Connu pour avoir le verbe haut et facile tant il a roulé sa bosse en militant un peu partout pour la cause verte dans le Royaume et en dehors, Mohamed Benata est vite entré dans le vif du sujet et son constat ne prête pas à l'optimisme.
« En tant que militant écologiste, je suis très inquiet pour le devenir de l'Humanité. Le constat effectué par les scientifiques n'est pas rassurant du tout. Notre civilisation est basée principalement sur l'emploi des énergies fossiles (95% des énergies proviennent du charbon, pétrole et gaz). Ces énergies sont à la source de pollution et d'émission de gaz à effet de serre (GES) », nous dit-il.
Pour l'ingénieur en sciences de la nature la réponse au pollueur payeur est au-delà de la taxe carbone.
Il explique: « Depuis la révolution industrielle le taux du gaz carbonique (CO2) dans l'atmosphère n'a cessé d'augmenter. Nous sommes actuellement à plus de 400 ppm de CO2 dans l'atmosphère soit le double de sa teneur au début de la révolution industrielle. En plus du CO2 d'autre gaz comme le méthane qui a un effet vingt plus que le CO2 vient accentuer ce phénomène. Les plus pollueurs sont le plus riches, ils payent et s'en sentent moins responsables ».
Le GIEC alarmiste avec des chiffres alarmants
« Les rapports du Groupe d'experts intergouvernemental sur l'évolution du climat (GIEC), organe chargé par l'ONU de faire la mise au point des recherches scientifiques sur l'évolution du climat, sont de plus en plus alarmant. Ils démontrent que la communauté internationale n'a pas réussi à stabiliser les émissions des GES dans l'atmosphère, bien au contraire, le tableau s'assombrit de plus en plus », relève Mohamed Benata.
Et de tracer un noir tableau entre le dire et le faire des COP: « Les Conférences des Parties (COP) pour les changements climatiques tendent à rapprocher les avis des décideurs à travers le monde pour +décarboniser+ nos modes de production et œuvrer pour une transition vers l'utilisation des énergies propres et renouvelables. Mais malgré les bonnes déclarations des chefs de délégations, les efforts consentis ne sont pas à la hauteur pour arrêter l'augmentation de la température moyenne à 1.5°C fixée à l'occasion de la COP 21 de Paris ».
Le retrait des Etats-Unis et l'effet domino
Et soulignant le retrait de certains pays du traité de Paris comme les Etats-Unis le militant vert poursuit dans sa lancée.

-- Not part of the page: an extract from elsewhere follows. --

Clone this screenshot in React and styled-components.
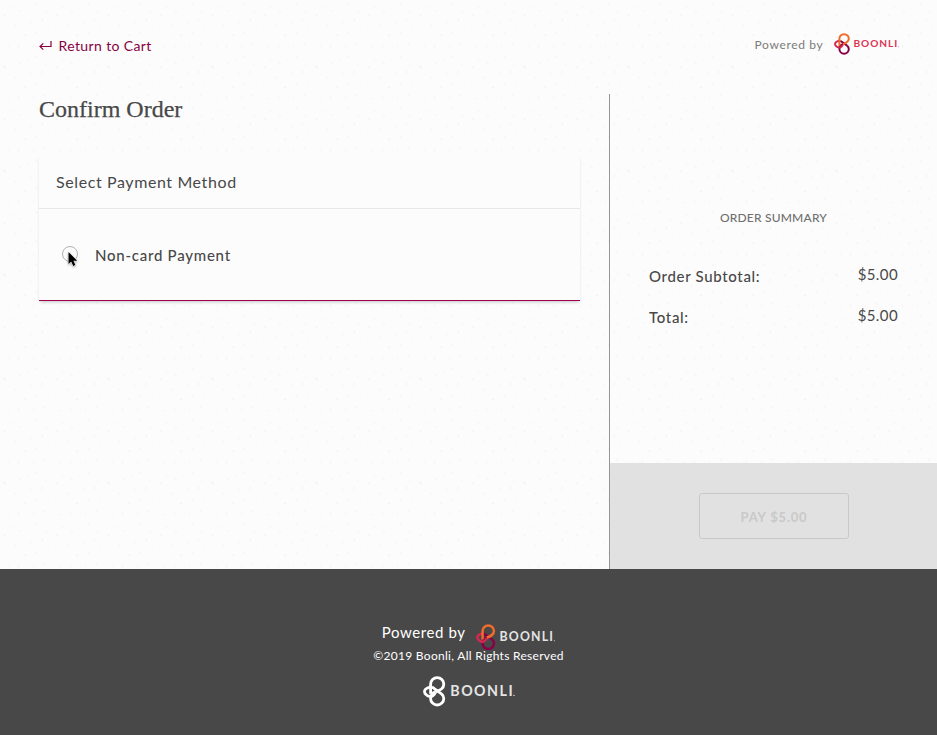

« L'effet domino de ce retrait n'a certes pas eu lieu, mais plusieurs dirigeants dans le monde tendent à suivre l'exemple du président Donald Trump comme le président du Brésil qui encourage l'incendie de la forêt amazonienne. Ces incendies qui sont entrain de ravager les forêts primaires partout sur la planète comme l'Australie ou d'autres pays africains ou en Asie », déplore notre interlocuteur.
Quel changement donc peut apporter la COP 25 qui se tient à Madrid ? Pas grand chose semble penser Mohamed Benata. «Je pense que la position des USA par le retrait de l'Accord de Paris et les déclarations du président brésilien, Jair Bosonaro, et d'autres pays, planent sur les esprits et les négociations de l'actuelle COP . Tant que les décisions et les accords des COP ne sont pas contraignants pour tous les pays du globe, on ne peut être rassuré sur le devenir de l'Humanité de façon optimiste », souligne-t-il.
Dénoncer la mainmise politique sur le climat
Selon notre interlocuteur, «plusieurs associations de la société civile essayent autant que possible de faire pression sur les négociateurs lors de ces COP et d'influencer les politiques climatiques au niveau de leur pays. Parfois elles se regroupent dans des réseaux à l'échelle international pour agir sur les différentes délégations lors des négociations à l'occasion des COP pour trouver des solutions à la crise climatique. Malheureusement ces associations ou ces réseaux ne sont pas associées aux négociations officielles et ne figurent qu'en tant qu'observateurs ».
Très probablement, relève toutefois le militant, « avec les mouvements des jeunes qui ont eu lieu récemment à travers le monde à la suite de l'initiative de la jeune Greta Thunberg, suivie dans certains pays par des milliers de jeunes, la pression de la société civile sur les décideurs mondiaux peut donner des fruits« .
Tout l'espoir repose donc sur les jeunes, qui selon notre consultant « seront les électeurs de demain et pourront peut-être faire obstacle à la montée au pouvoir de personnalités climatosceptiques qui ne sont pas encore convaincues du réchauffement climatique comme Donald Trump ou Jair Bolsonaro ».